Before then (going back to the '30s, '20s, and '10s, now), it wasn’t uncommon to just rent individual scenes from films–35mm and 28mm early on, more commonly 16mm in the '30s. I’ve got a few of these. One is a 30 second climactic scene from a Tom Mix western, printed in 1924.

*There are places that still print new releases on Super 8, but expect to spend a couple thousand instead of a couple hundred on them. Call it inflation.

What did we do back then, probably what I do now. Normally I don’t watch TV, but when I do, I turn it on and check out the 5 or so channels that come in. I adjust the antenna if anything seems interesting and I would like to watch that. If I can’t find anything to watch I turn off the TV and sign back on to the internet.

I’m sure that’s what they did back in the old days.

Not until the invention of the ASDL fireplace, that allowed for as many as three different people to tell stories at once.

I don’t think you could have signed on to the internet in the old days.

Al Gore hadn’t invented it yet.

I expect they just passed the time texting each other then.

I just played Pong. Until the Atari 2600 came along.

What did we do before VHS?

1.) We waited fot ilms to be re-released. This used to be a major part of the film market. King Kong was re=released several times to major theaters into the 1950s, continuing to generate profits for RKO. Nowadays the only times films get re-released are when they’re important films (at least to the makers), and they think a lot of people will be interested in seeing them again, and (anymore) they’ve been Restored (Spartacus, Lawrence of Arabia) or had CGI/added scenes (The original Star Wars trilogy, ET). I first saw most of the James Bond films on such re-releases, years after they first came out.

2.) You saw them at art houses and second- or third-run movie theaters. (I saw a lot of classy old films at the Dryden Theater at Eastman house in Rochester, N.Y.0

3.) You saw them on TV.

4.) Organizations (Boy Scouts, YMCA, etc.) or film societies would rent them from specialty distributors.

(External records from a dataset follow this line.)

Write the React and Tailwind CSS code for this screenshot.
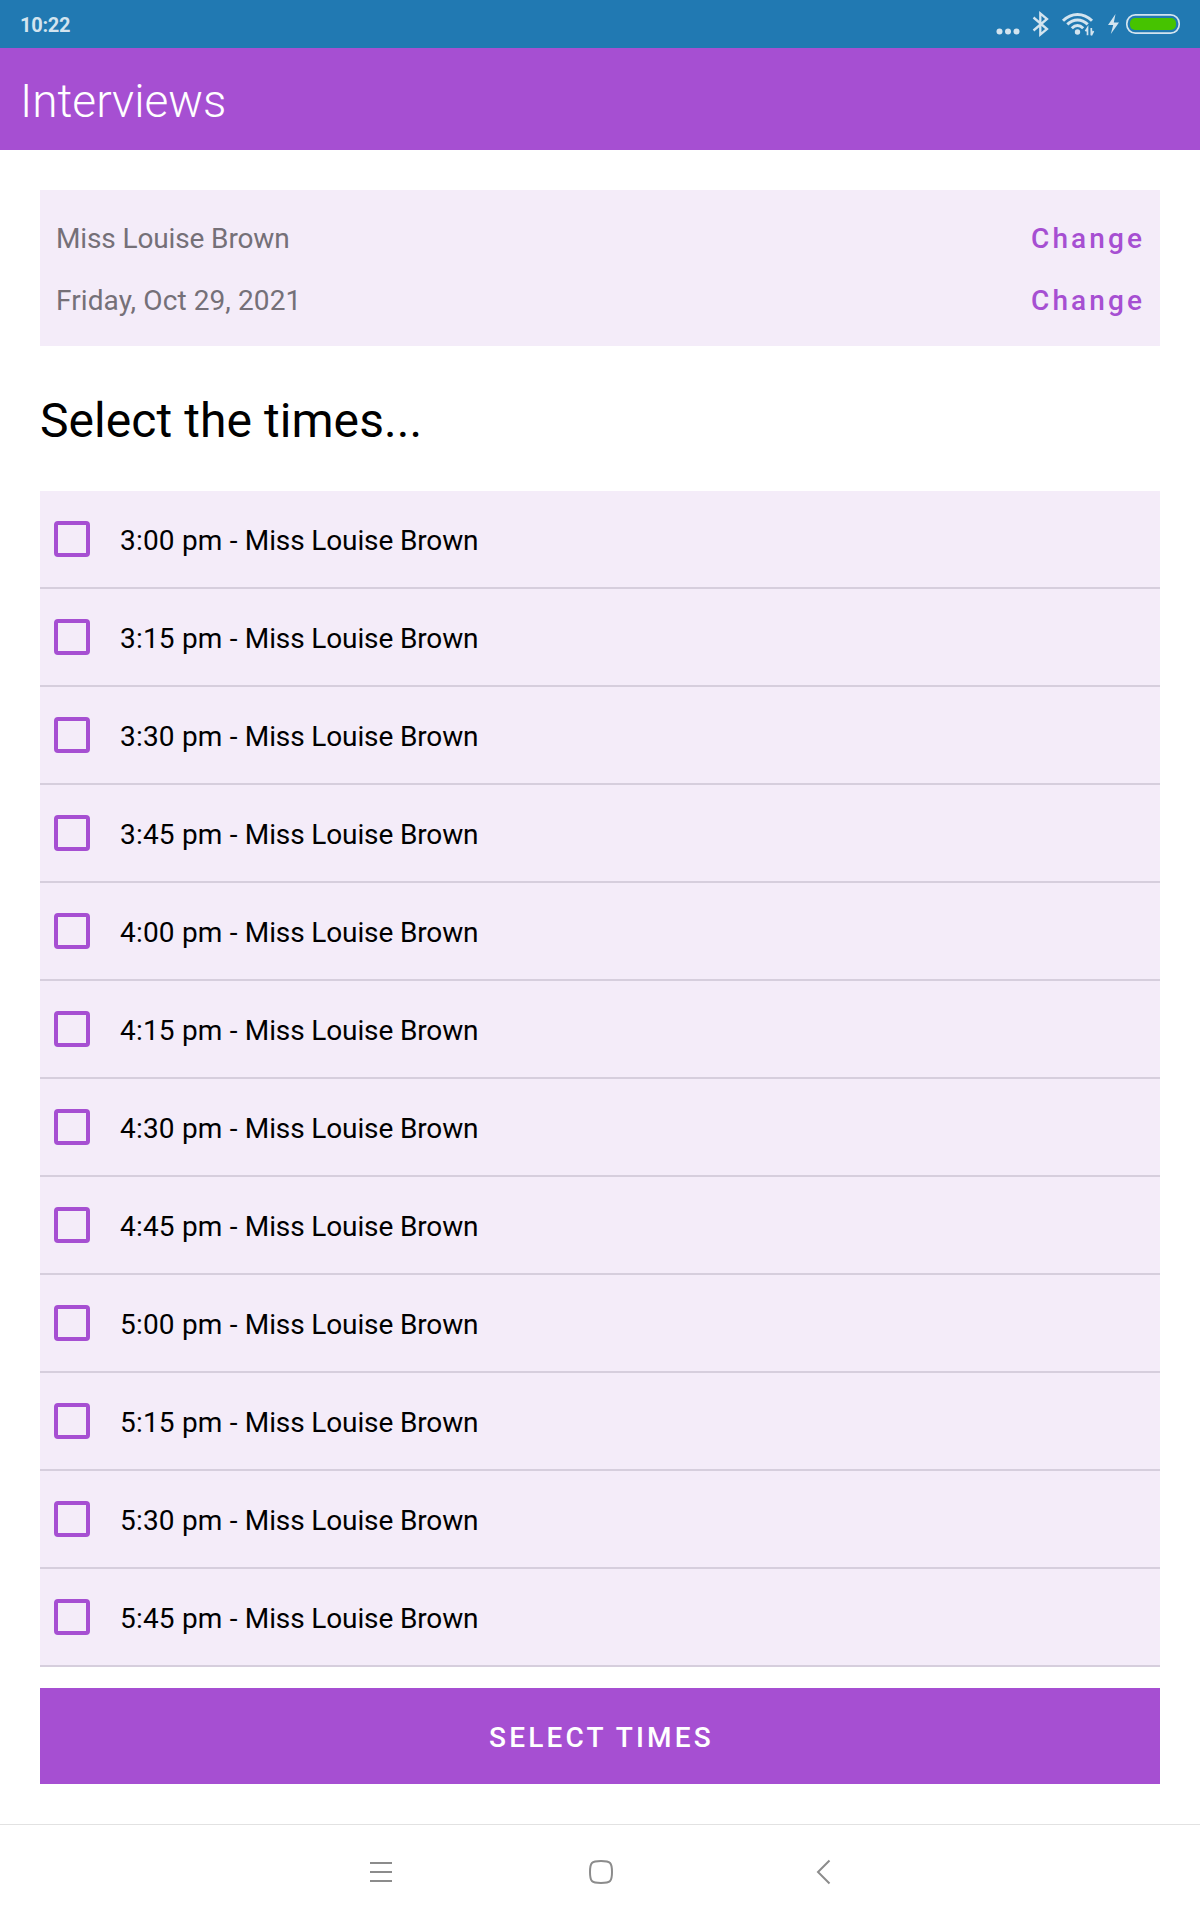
const times = [
  '3:00', '3:15', '3:30', '3:45', '4:00', '4:15',
  '4:30', '4:45', '5:00', '5:15', '5:30', '5:45',
];

function StatusIcons() {
  return (
    <svg width="220" height="48" viewBox="0 0 220 48" fill="none" stroke="#d3e4ef">
      <g fill="#d3e4ef" stroke="none">
        <circle cx="19.5" cy="31.5" r="3" />
        <circle cx="28" cy="31.5" r="3" />
        <circle cx="36.5" cy="31.5" r="3" />
        <circle cx="97.5" cy="32" r="2.7" />
        <path d="M135.500 14 128 25h5.200l-2.400 9L139 22.600h-5.200z" />
      </g>
      <path d="M53.500 17.500 67 29l-6.700 5.600V13.400L67 19 53.500 30.500" strokeWidth="2.300" />
      <path d="M83 20.800C91.500 12.300 103.500 12.300 112 20.800" strokeWidth="3" />
      <path d="M87.300 24.400C93.500 18.400 101.500 18.400 107.700 24.400" strokeWidth="3" />
      <path d="M91.800 28.200C95.500 24.500 99.500 24.500 103.200 28.200" strokeWidth="3" />
      <path d="M107.500 35.300V28l-2 3.200M111.300 28v7.300l2.200-4.300" strokeWidth="1.700" />
      <rect x="146.800" y="14.900" width="52.400" height="18.200" rx="8.500" strokeWidth="1.700" />
      <rect x="150" y="18" width="46" height="12" rx="5" fill="#46c300" stroke="none" />
    </svg>
  );
}

function SummaryRow({ children }) {
  return (
    <div className="flex h-[62px] items-center justify-between text-[#757078]">
      {children}
      <button className="-mr-px font-medium tracking-[3.1px] text-[#a64fd2]">Change</button>
    </div>
  );
}

export default function App() {
  return (
    <div className="flex h-[1920px] w-[1200px] flex-col bg-white font-['Roboto',sans-serif] text-[28px] leading-[34px] text-black">
      <div className="flex h-12 shrink-0 items-center justify-between bg-[#2179b2] pl-5">
        <span className="pt-0.5 text-xl font-bold leading-6 tracking-[-0.25px] text-[#d3e4ef]">10:22</span>
        <StatusIcons />
      </div>
      <header className="flex h-[102px] shrink-0 items-center bg-[#a64fd2] pl-5 pt-1">
        <h1 className="text-[46px] font-light leading-[56px] text-white">Interviews</h1>
      </header>
      <main className="flex grow flex-col px-10 pt-10">
        <section className="h-[156px] bg-[#f4ecf9] px-4 pt-[18px]">
          <SummaryRow>
            <span className="tracking-[-0.13px]">Miss Louise Brown</span>
          </SummaryRow>
          <SummaryRow>
            <span className="tracking-[0.1px]">Friday, Oct 29, 2021</span>
          </SummaryRow>
        </section>
        <h2 className="flex h-[145px] items-center pt-1 text-[48px] leading-[56px] tracking-[0.06px]">Select the times...</h2>
        <ul className="bg-[#f4ecf9]">
          {times.map((t) => (
            <li key={t} className="flex h-[98px] items-center gap-[30px] border-b-2 border-[#d6cedd] pl-3.5">
              <span className="size-9 rounded border-4 border-[#a64fd2]" />
              <span className="pt-1 tracking-[-0.13px]">
                <span className="tracking-[0.2px]">{t} pm - </span>Miss Louise Brown
              </span>
            </li>
          ))}
        </ul>
        <button className="mt-[21px] h-24 bg-[#a64fd2] pl-[3px] pt-1 font-medium tracking-[3.2px] text-white">SELECT TIMES</button>
      </main>
      <nav className="flex h-24 shrink-0 justify-center border-t border-[#e2e2e2] bg-white">
        <svg width="520" height="95" viewBox="0 0 520 95" fill="none" stroke="#8c8c8c" strokeWidth="2">
          <path d="M30 38h22M30 47h22M30 56h22" />
          <path d="M261 36C270.500 36 272 37.500 272 47S270.500 58 261 58 250 56.500 250 47 251.500 36 261 36Z" />
          <path d="M489.500 35.500 478 47 489.500 58.500" />
        </svg>
      </nav>
    </div>
  );
}
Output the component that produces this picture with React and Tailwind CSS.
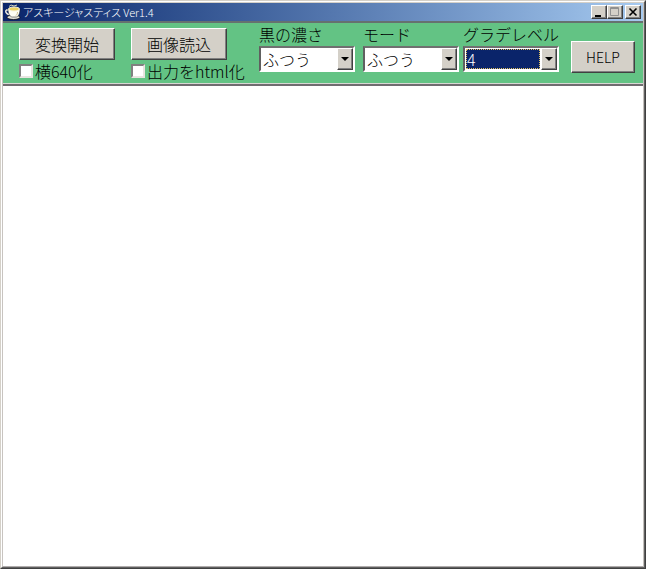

5.) You could get some from libraries. When I lived in Rochester, the public library would loan out 16 mm sound copies of films. I rented a lot of old Superman cartoons, the Star Wars parody “Hardware Wars”, classic old movies, and silent films from them.

6.) You could own the films. Castle films sold excerpted 8 mm and super 8 clips from films – silent, of course. I owned copies of This Island Earth 9which helps explain my Board name), It came from Outer Space, and Creature from the Black Lagoon. Other companies, like Blackhawk films, did a brisj business in silent films, which were a natural for this market. Somebody sold the complete edition (well, at least the complete Ajmerican cut) of Metropolis (and quite a bit of other stuff) in the back pages of Famous Monsters of Filmland.

7.) A few well-off folks bought bootleg copies of major films. There was an article in the early 1970s magazine The Monster Times about this.

A lot of the time, though, you did without and hoped someone would put the film on TV or run it at a matineee somewhere. At one point I REALLY wanted to see the Harryhausen film the Seventh Voyage of Sinbad, which hadn’t been on TV or elsewhere around me for several years, and I tried to get the local venues (colleges, film groups) to show it, without success. I was delighted when it came out on VHS, and it was one of the first films I rented.

I dunno, the VHS/BETA thing took off right about the time I got interested in movies. Most of my early years were spent outside with other kids in the neighborhood, doing boyscout activities and sports and school stuff.
I remember, however, that when we would go to the video store to get a “new” release we’d have to reserve it (in person, you couldn’t call it in) and then wait till it came in from the dozen or so folks ahead of you (I don’t think they carried nearly the number of copies of new titles they do today). Then you had to be on your toes because when the day it was supposed to be available to you you had to be there promptly to pick it up or it went to the next person.
I also remember there being a few VHS players for rent on the wall behind the counter. This was back when VHS players cost several hundred bucks. They also had remotes for them connected by wire to the unit.

Before the VHS renting started, my brother and I would record the audio on cassette tapes of the Carol Burnett Show and listen to it again later that day or the next weekend when we were bored. And we thought we were technologically clever doing that, like no-one else on the planet had thought of it. :smiley:

Ah yes. I remember, in the years before VHS, occasionally Dad would get out the movie projector, set up the screen, and we’d watch things like this (I remember we had a ~10-minute silent “version” of Star Wars), cartoons, and/or home movies.

I also remember watching movies (not necessarily silent) in school, on a bigger (probably 16 mm) projector—educational films, like the kind you see parodied on The Simpsons, and just-for-fun films as well.

Look at #5 from the post you excerpted.

I once showed The Man Who Would Be King at one of my birthdays – full-color, sound version. Not widescreen, of course. I also rented the "Rite of Spring sequence from Fantasia, which Disney was leasing as an educational film. It had an annoying narration over the music, though. I tried to eliminate this by turning off the sound and playing the soundtrack from Fantasia instead, but they made some subtle difference in the cutting or the timing, because it wouldn’t stay in synch.

TV was a different beast back then (late 70s, early 80s).
Because the only place you could watch a movie was at the theatre, when they actually showed one on TV (and remember it had to be on ABC, CBS, NBC, or UHF cause we didn’t have cable yet either) people tuned in and watched.
Ever wonder why Willy Wonka and the Chocolate Factory, Planet of the Apes, and The Wizard of Oz are so damn popular? Because they were shown on TV once a year as an “event” year after year. Just like the Rankin-Bass holiday specials and Peanuts holiday specials they were ‘don’t miss, once-a-year’ viewings when there was nothing else to watch. You either watched them then and there or they were gone for another year. No tivo, no vcr, no dvd, nada.